Of course, it's important to remember that many games are nothing like Mark Zuckerberg's proposition that, in my colleague Cecilia D'Anastasio's words, "corporate culture would migrate onto Second Life." Weiner's proposition can be reversed: The metaverse may end up looking like a certain kind of video game, but video games don't have to look anything like the metaverse.

Work has, of course, been stealing play's shine for a long time now—as the ping-pong tables and bean bags in Silicon Valley attest. We are told to love our jobs, but the lie-flat movement and r/antiwork show that, for many, wage labor under a boss is far from ideal. The best most of us can hope for is that we hate our jobs only some of the time. With this in mind, do we really want games to become more like work?

Play fulfills us, with or without financial reward. Yet the idea that we must remain productive at all times is so baked into our culture that when we engage in a pursuit for its own sake we feel bad about it. I'm sad to say I relate to this. When I began working at WIRED, my first thought was that I could finally play video games guilt-free, as they were now part of my job. (This expansion of the profit motive into areas of life we might not have expected has been called something else, too.)

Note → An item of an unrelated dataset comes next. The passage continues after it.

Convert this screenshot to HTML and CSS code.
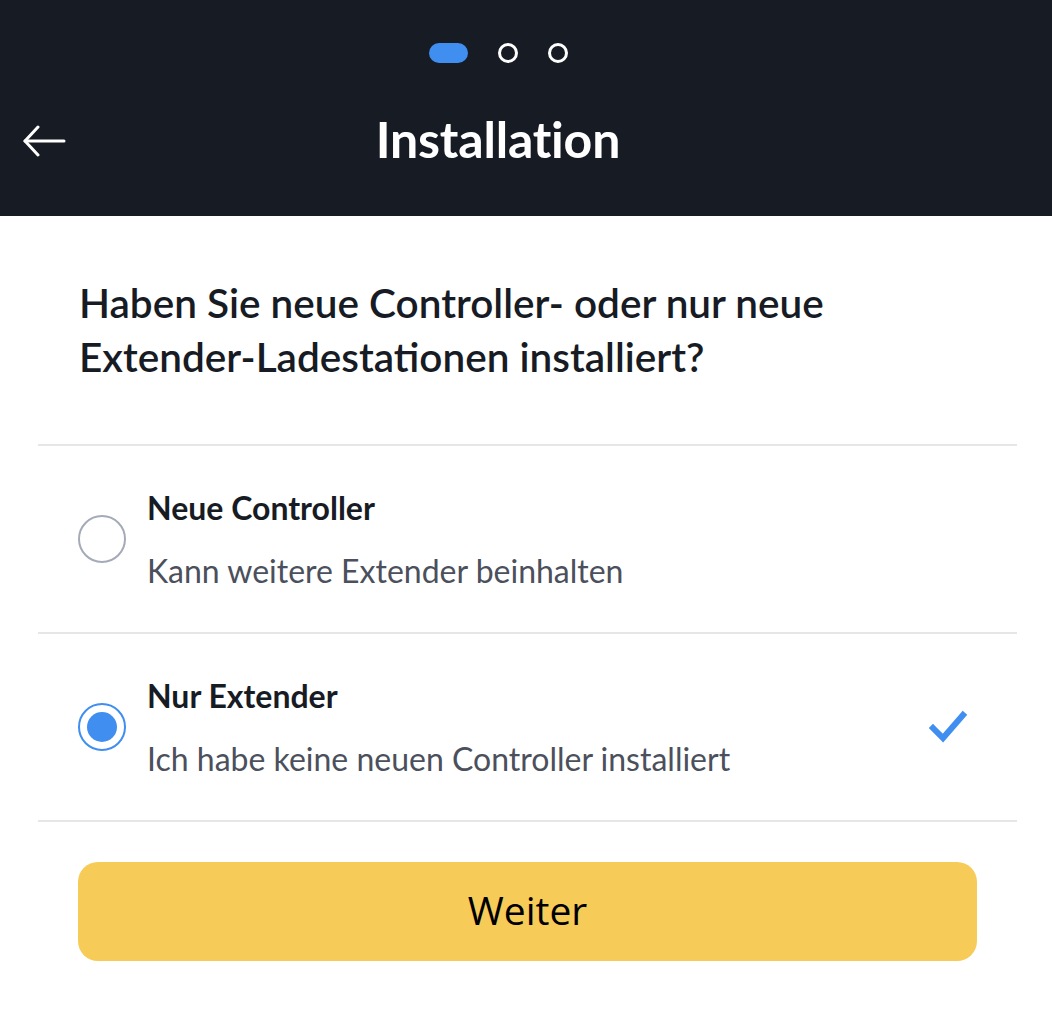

Matsuda's proposal was met with mockery, particularly in Japan. NFTs in games are not popular. But what appears unpopular at first and what proves profitable in the future are often the same thing. (Shares in Square Enix surged after the announcement.) What will be interesting to see is whether the game world splits further. Will it be through indie games that we get the emotional and intellectual benefits of art, while corporate games become digital, dystopian labor camps? (Metaverses, in other words.)

It's probably not that simple. And what is simple may be equally controversial. If we could contribute and have fun, in both work and play, the distinction between the two would become truly academic.